A lot has changed in the past few decades, and Brenner argues that “Mexico and other countries in the same position would like intergovernmental oversight of the processes of globalization, including investment patterns, trade distortions and the implementation of international agreements like the North American Free Trade Agreement (NAFTA), rules of the World Trade Organization (WTO) or the policies and pressures from the World Bank and the International Monetary Fund (IMF).” All of these oversight issues are related to Mexico’s most important policy concerns.
Brenner also defines the G-20 Summit as an opportunity for Mexico to “make its case that the way globalization has been unfolding has been detrimental to its interests.

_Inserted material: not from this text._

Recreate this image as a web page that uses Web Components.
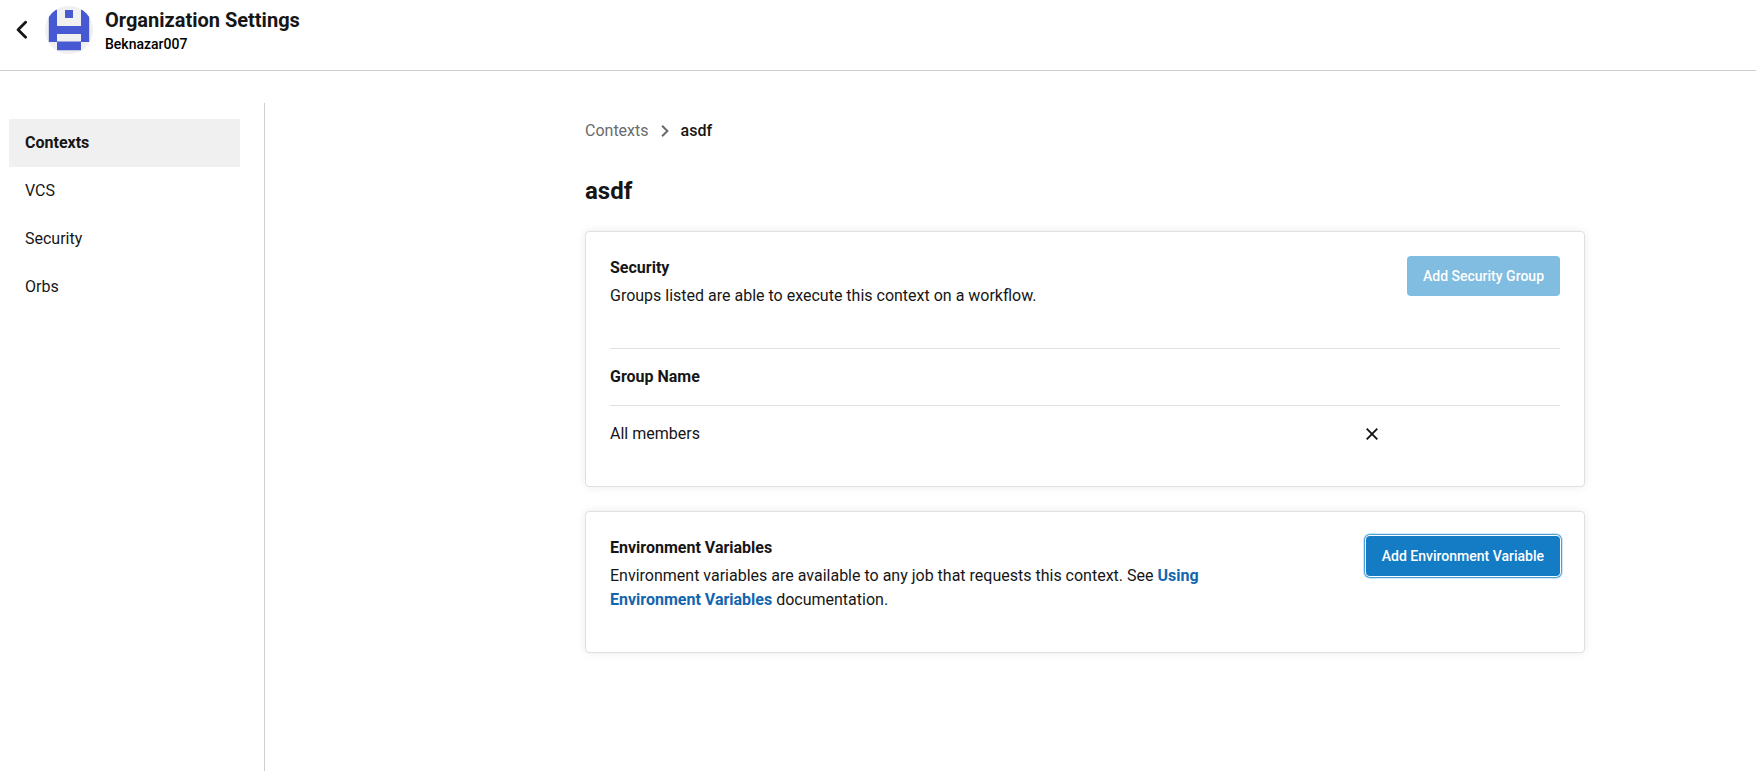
<!DOCTYPE html>
<html lang="en">
<head>
<meta charset="utf-8">
<title>Organization Settings</title>
<style>
html,body{margin:0;height:100%;overflow:hidden}
body{font:400 16px/24px Roboto,sans-serif;color:#161616;background:#fff}
</style>
</head>
<body>
<settings-page></settings-page>
<script>
const define = (name, html) => customElements.define(name, class extends HTMLElement {
  constructor() {
    super();
    this.attachShadow({ mode: 'open' }).innerHTML = html;
  }
});

define('org-avatar', `
<style>:host{display:block;width:48px;height:48px}svg{display:block;border-radius:50%}</style>
<svg width="48" height="48" viewBox="0 0 48 48">
<rect width="48" height="48" fill="#f0f0f0"/>
<path fill="#4758d3" d="M3.8 3.8h8.2v16.2h24V3.8h8.2v32.2h-8.2v8.2H12v-8.2H3.8z M20 4h8v8h-8z"/>
<path fill="#f0f0f0" d="M12 28h24v7.4H12z"/>
</svg>`);

define('page-header', `
<style>
:host{display:flex;align-items:flex-start;box-sizing:border-box;height:71px;padding:6px 0 0 16px;border-bottom:1px solid #cfcfcf}
.back{display:block;width:11px;height:20px;margin:14px 18px 0 0}
.text{margin:2px 0 0 12px}
.title{font-size:20px;line-height:24px;font-weight:700}
.sub{font-size:14px;line-height:24px;font-weight:500;color:#000}
</style>
<svg class="back" viewBox="0 0 11 20" fill="none" stroke="#161616" stroke-width="2.8" stroke-linecap="round" stroke-linejoin="round"><path d="M9.6 2.3 2.1 9.8l7.5 7.5"/></svg>
<org-avatar></org-avatar>
<div class="text"><div class="title"><slot name="title"></slot></div><div class="sub"><slot name="name"></slot></div></div>`);

define('nav-item', `
<style>
:host{display:block;padding:12px 16px;line-height:24px}
:host([active]){background:#f0f0f0;font-weight:700}
</style><slot></slot>`);

define('side-nav', `
<style>:host{display:block;box-sizing:border-box;width:265px;padding:16px 24px 0 9px;border-right:1px solid #cfcfcf}</style><slot></slot>`);

define('bread-crumb', `
<style>
:host{display:flex;align-items:center;line-height:24px}
svg{display:block;margin:0 12px}
.parent{color:#6a6a6a}.here{font-weight:500}
</style>
<span class="parent"><slot name="parent"></slot></span>
<svg width="8" height="14" viewBox="0 0 8 14" fill="none" stroke="#6a6a6a" stroke-width="2"><path d="M1.1 1.7 6.4 7 1.1 12.3"/></svg>
<span class="here"><slot></slot></span>`);

define('action-button', `
<style>
:host{display:block;flex:none}
button{display:block;height:40px;border:0;border-radius:4px;padding:0 16px;background:#147bc5;color:#fff;font:500 14px/40px Roboto,sans-serif}
:host([disabled]) button{background:#81bce1}
:host([focused]) button{box-shadow:0 0 0 1px #fff,0 0 0 2px #4a9fd9,0 0 0 3px #cce7f7}
</style><button><slot></slot></button>`);

define('close-icon', `
<style>:host{display:block;width:12px;height:12px}svg{display:block}</style>
<svg width="12" height="12" viewBox="0 0 12 12" fill="none" stroke="#161616" stroke-width="1.9"><path d="M.7.7l10.6 10.6M11.3.7.7 11.3"/></svg>`);

define('info-card', `
<style>
:host{display:block;padding:24px;border:1px solid #e0e0e0;border-radius:4px;background:#fff;box-shadow:0 0 10px rgba(0,0,0,.08)}
header{display:flex;justify-content:space-between;align-items:flex-start}
.copy{width:600px;padding-bottom:16px}
.title{font-weight:700;margin-bottom:4px}
</style>
<header><div class="copy"><div class="title"><slot name="title"></slot></div><div><slot name="description"></slot></div></div><slot name="action"></slot></header>
<slot></slot>`);

define('group-table', `
<style>
:host{display:block;margin-top:24px}
.row{display:grid;grid-template-columns:756px 1fr;align-items:center;border-top:1px solid #e0e0e0;padding:16px 0}
.head{font-weight:700}
</style>
<div class="row head"><slot name="head"></slot></div>
<div class="row"><slot></slot><close-icon></close-icon></div>`);

define('settings-page', `
<style>
:host{display:flex;flex-direction:column;height:100vh}
.body{display:flex;flex:1;margin-top:32px}
main{width:1000px;margin-left:320px;padding-top:16px}
h1{margin:30px 0 22px;font-size:24px;line-height:36px;font-weight:700}
info-card+info-card{margin-top:24px}
a{color:#1266af;font-weight:700}
</style>
<page-header><span slot="title">Organization Settings</span><span slot="name">Beknazar007</span></page-header>
<div class="body">
<side-nav><nav-item active>Contexts</nav-item><nav-item>VCS</nav-item><nav-item>Security</nav-item><nav-item>Orbs</nav-item></side-nav>
<main>
<bread-crumb><span slot="parent">Contexts</span>asdf</bread-crumb>
<h1>asdf</h1>
<info-card><span slot="title">Security</span><span slot="description">Groups listed are able to execute this context on a workflow.</span><action-button slot="action" disabled>Add Security Group</action-button>
<group-table><span slot="head">Group Name</span><span>All members</span></group-table></info-card>
<info-card><span slot="title">Environment Variables</span><span slot="description">Environment variables are available to any job that requests this context. See <a>Using Environment Variables</a> documentation.</span><action-button slot="action" focused>Add Environment Variable</action-button></info-card>
</main>
</div>`);
</script>
</body>
</html>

Mexico can speak to nineteen other countries and highlight the negative effects of globalization in order to amend the international agenda.”
“And now,” Brenner says, “Mexico, and a number of other Newly Industrialized Countries (NIC), have a powerful diplomatic argument. They can use the financial crisis to slam the unfettered free market model generally – which is the model that underlies and justifies the policies of the World Bank, the IMF, and the United States. More than ever, Mexico can really call attention to the mistaken notion that unregulated, free markets are going to generate wealth for all and that the benefits are going to outweigh the costs.”
Perhaps Mexico won’t explicitly look for answers to their biggest policy problems at the Pittsburgh G-20 Summit. What if Mexico were to recognize, instead, that the G-20 is an opportunity to make a motion for change with some of the wealthiest nations in the world? Brenner argues that Mexico’s participation with the G-20 “is an effort to make a political point so that they will have more of an impact on policy decisions that affect them in the United States and elsewhere. They want more say. It’s not a neutral system. It has built-in flaws and contradictions.” And Mexico wants the world, and perhaps more specifically, the United States, to know.
One factor that will determine the decibel level of Mexico’s advocacy is the extent of coverage that international media outlets devote to the issues that Mexico cares about most. So let’s watch, read and listen as Mexico moves to put its issues on the table and motions for international awareness (with the hope that maybe the world will get to the “action” part of the equation later).
Christine Waller is a first-year student majoring in Public and International Affairs with a concentration in Global Political Economy.